In a sign of opposition to some of the IMF’s demands, lawmakers yesterday rejected a tax-overhaul bill before eventually passing it in a second vote.
That reluctance echoes Ukraine’s history of derailing rescue packages. The IMF froze loans to the nation of more than 40 million on two occasions since 2008 after governments balked at measures they’d agreed to carry out, such as cutting utilities subsidies to ease the pressure on the budget.
The government in Kiev reached a staff-level agreement with the Washington-based lender for a two-year loan of $14 billion to $18 billion. The cabinet must complete “prior actions” to receive the first installment as early as April.
The accord will clear the way for a planned 1.6 billion euros ($2.2 billion) in emergency aid from the European Union, European Commission President Jose Barroso said March 5.
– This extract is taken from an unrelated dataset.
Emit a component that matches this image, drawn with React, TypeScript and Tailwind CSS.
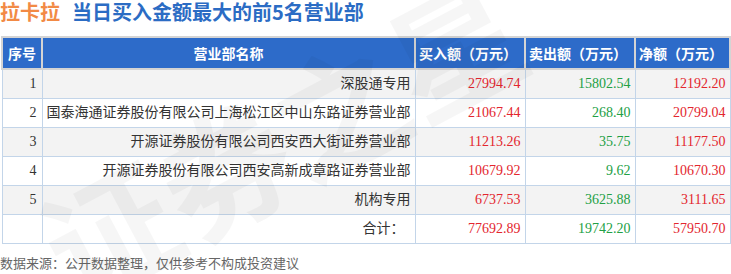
const ROWS = [
  { no: 1, name: "深股通专用", buy: "27994.74", sell: "15802.54", net: "12192.20" },
  { no: 2, name: "国泰海通证券股份有限公司上海松江区中山东路证券营业部", buy: "21067.44", sell: "268.40", net: "20799.04" },
  { no: 3, name: "开源证券股份有限公司西安西大街证券营业部", buy: "11213.26", sell: "35.75", net: "11177.50" },
  { no: 4, name: "开源证券股份有限公司西安高新成章路证券营业部", buy: "10679.92", sell: "9.62", net: "10670.30" },
  { no: 5, name: "机构专用", buy: "6737.53", sell: "3625.88", net: "3111.65" },
];

const CJK = "font-['Noto_Sans_CJK_SC','Microsoft_YaHei',sans-serif]";
const CELL = "font-['Liberation_Serif','Noto_Sans_CJK_SC',serif]";

export default function App() {
  return (
    <div className="relative w-[731px] h-[274px] bg-white overflow-hidden">
      {/* Title */}
      <div className={`${CJK} flex items-center h-[24px] text-[20px] font-bold leading-[24px] whitespace-nowrap`}>
        <span className="text-[#f28a45]">拉卡拉</span>
        <span className="ml-[12px] text-[#2b6cc4]">当日买入金额最大的前5名营业部</span>
      </div>

      {/* Table */}
      <table className="mt-[12px] ml-[1px] w-[728px] border-collapse table-fixed">
        <colgroup>
          <col className="w-[40px]" />
          <col className="w-[373px]" />
          <col className="w-[110px]" />
          <col className="w-[110px]" />
          <col className="w-[95px]" />
        </colgroup>
        <thead>
          <tr className={`${CJK} h-[32px] bg-[#2d6bc9] text-white text-[14px] font-bold`}>
            <th className="border-2 border-[#d4d4d4] font-bold">序号</th>
            <th className="border-2 border-[#d4d4d4] font-bold">营业部名称</th>
            <th className="border-2 border-[#d4d4d4] font-bold text-left pl-[3px]">买入额（万元）</th>
            <th className="border-2 border-[#d4d4d4] font-bold text-left pl-[3px]">卖出额（万元）</th>
            <th className="border-2 border-[#d4d4d4] font-bold text-left pl-[3px]">净额（万元）</th>
          </tr>
        </thead>
        <tbody className={`${CELL} text-[14px] text-[#333]`}>
          {ROWS.map((r) => (
            <tr key={r.no} className={`h-[29px] ${r.no % 2 === 1 ? "bg-[#f3f3f3]" : "bg-white"}`}>
              <td className="border border-[#c3d5e9] text-right pr-[5px]">{r.no}</td>
              <td className="border border-[#c3d5e9] text-right pr-[4px] whitespace-nowrap">{r.name}</td>
              <td className="border border-[#c3d5e9] text-right pr-[4px] text-[#e3262e]">{r.buy}</td>
              <td className="border border-[#c3d5e9] text-right pr-[4px] text-[#22a045]">{r.sell}</td>
              <td className="border border-[#c3d5e9] text-right pr-[4px] text-[#e3262e]">{r.net}</td>
            </tr>
          ))}
          <tr className="h-[29px] bg-white">
            <td className="border border-[#c3d5e9]" />
            <td className="border border-[#c3d5e9] text-right pr-[10px]">合计：</td>
            <td className="border border-[#c3d5e9] text-right pr-[4px] text-[#e3262e]">77692.89</td>
            <td className="border border-[#c3d5e9] text-right pr-[4px] text-[#22a045]">19742.20</td>
            <td className="border border-[#c3d5e9] text-right pr-[4px] text-[#e3262e]">57950.70</td>
          </tr>
        </tbody>
      </table>

      {/* Footer */}
      <div className={`${CJK} mt-[11px] text-[13px] leading-[16px] text-[#666]`}>
        数据来源：公开数据整理，仅供参考不构成投资建议
      </div>

      {/* Watermark */}
      <div
        aria-hidden="true"
        className={`${CJK} pointer-events-none select-none absolute left-[20px] top-[70px] -rotate-[28deg] whitespace-nowrap text-[130px] font-bold leading-none text-black/[0.035]`}
      >
        证券之星
      </div>
    </div>
  );
}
The EU has also pledged project loans and grants that could reach 11 billion euros over seven years. The European Bank for Reconstruction and Development said today that it would increase investments in Ukraine to 1 billion euros a year and would resume lending for state-run projects.
The U.S. has also pledged to provide Ukraine with $1 billion in loan guarantees and $150 million in direct assistance.
While investors in Ukraine are pleased that the IMF pact doesn’t impose losses on bondholders, their enthusiasm may give way as May 25 presidential elections approach, according to Arko Sen, a London-based analyst at Bank of America Corp.
“There was substantial market concern about an imminent restructuring, which is why we’re seeing the ongoing relief rally in Ukraine assets,” he said yesterday by e-mail. “That can run a bit further in the near term, before giving way to the risks of program execution and upcoming elections against the backdrop of rising domestic tariffs and a weak economy.”